Leave out all pictures. Return exactly the lines from the top of the material through the line containing "для подачи заявления</h2>".

BEGIN Raw data

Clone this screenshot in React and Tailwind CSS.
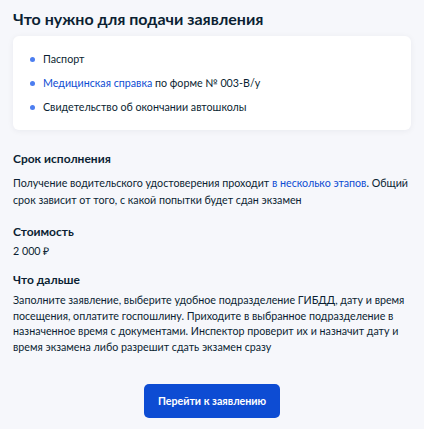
export default function App() {
  const docs = [
    { link: "", text: "Паспорт" },
    { link: "Медицинская справка", text: " по форме № 003-В/у" },
    { link: "", text: "Свидетельство об окончании автошколы" },
  ];

  return (
    <div className="min-h-[429px] w-[424px] bg-[#f6f7fb] px-[13px] pt-[6px] pb-[10px] font-['Lato',sans-serif] text-[#0b1f33]">
      <h2 className="text-[16px] font-bold leading-[26px]">Что нужно для подачи заявления</h2>

      {/* список документов */}
      <div className="mt-[4px] rounded-[6px] bg-white px-[17px] pt-[14px] pb-[14px] shadow-[0_1px_6px_rgba(11,31,51,0.06)]">
        <ul className="flex flex-col gap-[6px]">
          {docs.map((d, i) => (
            <li key={i} className="flex items-center gap-[8px] text-[10.7px] leading-[18px]">
              <span className="h-[5px] w-[5px] rounded-full bg-[#4c7ef0]" />
              <span>
                {d.link && <span className="text-[#0d4cd3]">{d.link}</span>}
                {d.text}
              </span>
            </li>
          ))}
        </ul>
      </div>

      <section className="mt-[20px]">
        <h3 className="text-[12px] font-bold leading-[18px]">Срок исполнения</h3>
        <p className="mt-[6px] text-[10.7px] leading-[17px]">
          Получение водительского удостоверения проходит <span className="text-[#0d4cd3]">в несколько этапов</span>. Общий срок зависит от того, с какой попытки будет сдан экзамен
        </p>
      </section>

      <section className="mt-[15px]">
        <h3 className="text-[12px] font-bold leading-[18px]">Стоимость</h3>
        <p className="mt-[1px] text-[10.7px] leading-[17px]">2 000 ₽</p>
      </section>

      <section className="mt-[12px]">
        <h3 className="text-[12px] font-bold leading-[18px]">Что дальше</h3>
        <p className="mt-[3px] text-[10.7px] leading-[15.5px]">
          Заполните заявление, выберите удобное подразделение ГИБДД, дату и время посещения, оплатите госпошлину. Приходите в выбранное подразделение в назначенное время с документами. Инспектор проверит их и назначит дату и время экзамена либо разрешит сдать экзамен сразу
        </p>
      </section>

      <div className="mt-[30px] flex justify-center">
        <button className="h-[34px] w-[136px] rounded-[5px] bg-[#0d4cd3] text-[10.7px] font-bold text-white">
          Перейти к заявлению
        </button>
      </div>
    </div>
  );
}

END Raw data

Exercise answer >>
Clone this screenshot in React and Tailwind CSS.
export default function App() {
  const docs = [
    { link: "", text: "Паспорт" },
    { link: "Медицинская справка", text: " по форме № 003-В/у" },
    { link: "", text: "Свидетельство об окончании автошколы" },
  ];

  return (
    <div className="min-h-[429px] w-[424px] bg-[#f6f7fb] px-[13px] pt-[6px] pb-[10px] font-['Lato',sans-serif] text-[#0b1f33]">
      <h2 className="text-[16px] font-bold leading-[26px]">Что нужно для подачи заявления</h2>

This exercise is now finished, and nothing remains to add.